• What you should do
Using the material below, copy every line where "index" appears.

(begin)

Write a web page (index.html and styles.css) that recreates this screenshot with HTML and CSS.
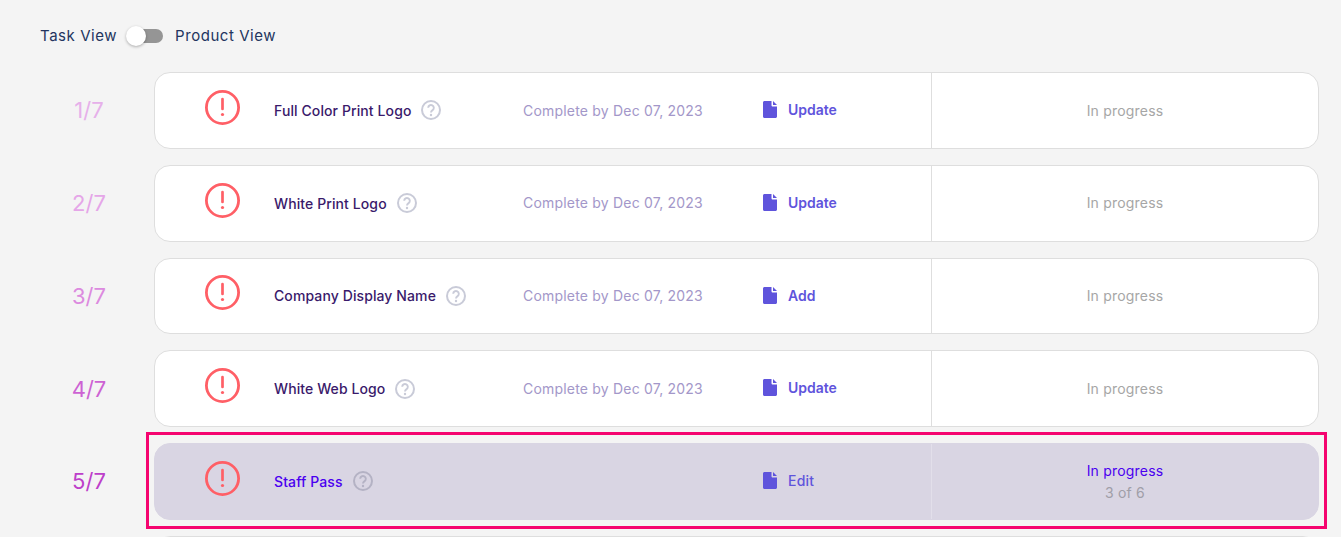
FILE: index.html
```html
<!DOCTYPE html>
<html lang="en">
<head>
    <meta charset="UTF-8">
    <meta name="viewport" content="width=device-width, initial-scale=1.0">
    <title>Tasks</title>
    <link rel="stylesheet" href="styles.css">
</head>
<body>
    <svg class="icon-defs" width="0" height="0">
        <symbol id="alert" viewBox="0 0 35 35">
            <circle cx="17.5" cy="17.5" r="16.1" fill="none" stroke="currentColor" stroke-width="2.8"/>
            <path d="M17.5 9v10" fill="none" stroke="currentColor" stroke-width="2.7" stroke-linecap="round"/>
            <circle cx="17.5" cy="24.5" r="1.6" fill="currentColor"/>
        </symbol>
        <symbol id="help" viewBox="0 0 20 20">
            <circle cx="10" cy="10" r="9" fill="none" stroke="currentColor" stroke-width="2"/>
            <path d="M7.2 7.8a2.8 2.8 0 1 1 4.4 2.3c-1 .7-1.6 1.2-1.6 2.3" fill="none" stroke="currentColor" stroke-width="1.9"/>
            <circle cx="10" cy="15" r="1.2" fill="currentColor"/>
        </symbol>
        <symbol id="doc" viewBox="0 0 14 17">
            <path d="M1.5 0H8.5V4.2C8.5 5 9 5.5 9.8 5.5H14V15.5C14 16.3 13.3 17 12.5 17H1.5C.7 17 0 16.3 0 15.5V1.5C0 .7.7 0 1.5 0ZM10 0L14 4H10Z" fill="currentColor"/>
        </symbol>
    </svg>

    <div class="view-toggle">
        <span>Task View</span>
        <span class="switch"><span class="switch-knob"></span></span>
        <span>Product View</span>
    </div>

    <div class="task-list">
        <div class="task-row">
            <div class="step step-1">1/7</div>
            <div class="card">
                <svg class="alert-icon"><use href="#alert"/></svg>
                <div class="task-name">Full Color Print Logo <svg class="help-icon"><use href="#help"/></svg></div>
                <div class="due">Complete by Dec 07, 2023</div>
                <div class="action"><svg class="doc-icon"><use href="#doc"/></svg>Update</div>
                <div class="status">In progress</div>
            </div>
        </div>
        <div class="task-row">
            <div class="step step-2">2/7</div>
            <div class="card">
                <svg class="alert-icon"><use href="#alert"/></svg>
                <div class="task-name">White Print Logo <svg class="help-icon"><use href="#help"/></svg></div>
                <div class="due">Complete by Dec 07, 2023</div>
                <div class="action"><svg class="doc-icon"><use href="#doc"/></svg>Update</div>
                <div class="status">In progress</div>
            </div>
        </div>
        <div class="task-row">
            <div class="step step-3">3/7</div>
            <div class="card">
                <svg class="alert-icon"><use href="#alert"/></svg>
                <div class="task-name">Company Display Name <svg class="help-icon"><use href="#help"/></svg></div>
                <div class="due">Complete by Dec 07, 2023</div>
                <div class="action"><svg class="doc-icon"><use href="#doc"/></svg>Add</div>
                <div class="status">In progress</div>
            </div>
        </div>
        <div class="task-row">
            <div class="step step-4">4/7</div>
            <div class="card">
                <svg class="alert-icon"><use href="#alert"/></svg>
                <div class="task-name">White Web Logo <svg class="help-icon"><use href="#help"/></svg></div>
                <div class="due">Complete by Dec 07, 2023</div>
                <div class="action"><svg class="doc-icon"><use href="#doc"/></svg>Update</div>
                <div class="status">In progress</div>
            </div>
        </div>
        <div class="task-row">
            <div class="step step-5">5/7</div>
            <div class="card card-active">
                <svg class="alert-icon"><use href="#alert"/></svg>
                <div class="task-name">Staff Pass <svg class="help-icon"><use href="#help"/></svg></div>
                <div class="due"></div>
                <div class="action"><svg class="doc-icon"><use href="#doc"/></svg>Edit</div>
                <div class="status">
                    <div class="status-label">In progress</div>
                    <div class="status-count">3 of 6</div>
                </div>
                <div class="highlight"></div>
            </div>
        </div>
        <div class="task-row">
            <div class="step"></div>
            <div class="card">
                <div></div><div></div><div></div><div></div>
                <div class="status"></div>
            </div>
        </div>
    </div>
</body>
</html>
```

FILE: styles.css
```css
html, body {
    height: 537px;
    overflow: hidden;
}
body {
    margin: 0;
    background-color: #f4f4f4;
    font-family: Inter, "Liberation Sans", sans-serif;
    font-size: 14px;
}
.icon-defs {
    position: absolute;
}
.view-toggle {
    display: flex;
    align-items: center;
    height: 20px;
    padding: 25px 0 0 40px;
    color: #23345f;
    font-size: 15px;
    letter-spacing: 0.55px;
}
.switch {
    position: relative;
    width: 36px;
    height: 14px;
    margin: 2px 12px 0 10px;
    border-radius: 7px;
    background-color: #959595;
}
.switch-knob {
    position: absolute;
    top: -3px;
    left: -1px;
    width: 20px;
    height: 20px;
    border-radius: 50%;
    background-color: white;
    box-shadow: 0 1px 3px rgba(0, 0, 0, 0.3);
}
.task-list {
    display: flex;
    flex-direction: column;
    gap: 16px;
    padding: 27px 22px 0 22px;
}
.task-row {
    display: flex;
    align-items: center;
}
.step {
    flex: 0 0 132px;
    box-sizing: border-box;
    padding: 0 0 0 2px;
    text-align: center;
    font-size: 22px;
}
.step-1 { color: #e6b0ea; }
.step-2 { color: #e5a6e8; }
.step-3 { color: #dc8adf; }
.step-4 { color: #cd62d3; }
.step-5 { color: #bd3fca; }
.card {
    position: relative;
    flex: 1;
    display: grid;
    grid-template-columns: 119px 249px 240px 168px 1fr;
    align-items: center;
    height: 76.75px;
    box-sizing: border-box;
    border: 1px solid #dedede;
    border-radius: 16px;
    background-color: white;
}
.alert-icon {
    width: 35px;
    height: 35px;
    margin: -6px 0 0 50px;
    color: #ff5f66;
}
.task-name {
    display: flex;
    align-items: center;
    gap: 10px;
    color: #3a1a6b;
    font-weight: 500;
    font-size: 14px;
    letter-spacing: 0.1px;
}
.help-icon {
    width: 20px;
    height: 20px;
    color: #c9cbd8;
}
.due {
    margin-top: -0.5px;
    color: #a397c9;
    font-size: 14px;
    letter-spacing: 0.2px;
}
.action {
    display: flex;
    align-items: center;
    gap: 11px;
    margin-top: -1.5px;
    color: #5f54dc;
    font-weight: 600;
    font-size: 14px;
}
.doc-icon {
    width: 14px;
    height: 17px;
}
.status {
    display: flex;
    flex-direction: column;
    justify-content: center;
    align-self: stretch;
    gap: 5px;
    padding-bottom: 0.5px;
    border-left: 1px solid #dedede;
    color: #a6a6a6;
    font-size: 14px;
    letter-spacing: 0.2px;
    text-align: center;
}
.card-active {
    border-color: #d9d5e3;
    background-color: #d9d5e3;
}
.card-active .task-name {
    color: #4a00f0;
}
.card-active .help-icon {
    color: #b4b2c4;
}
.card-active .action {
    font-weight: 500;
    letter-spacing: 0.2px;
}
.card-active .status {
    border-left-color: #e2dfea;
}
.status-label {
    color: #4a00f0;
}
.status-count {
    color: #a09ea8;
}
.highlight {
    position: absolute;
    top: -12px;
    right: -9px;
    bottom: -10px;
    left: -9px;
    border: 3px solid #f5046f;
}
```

(end)

• Result of this task
Write a web page (index.html and styles.css) that recreates this screenshot with HTML and CSS.
FILE: index.html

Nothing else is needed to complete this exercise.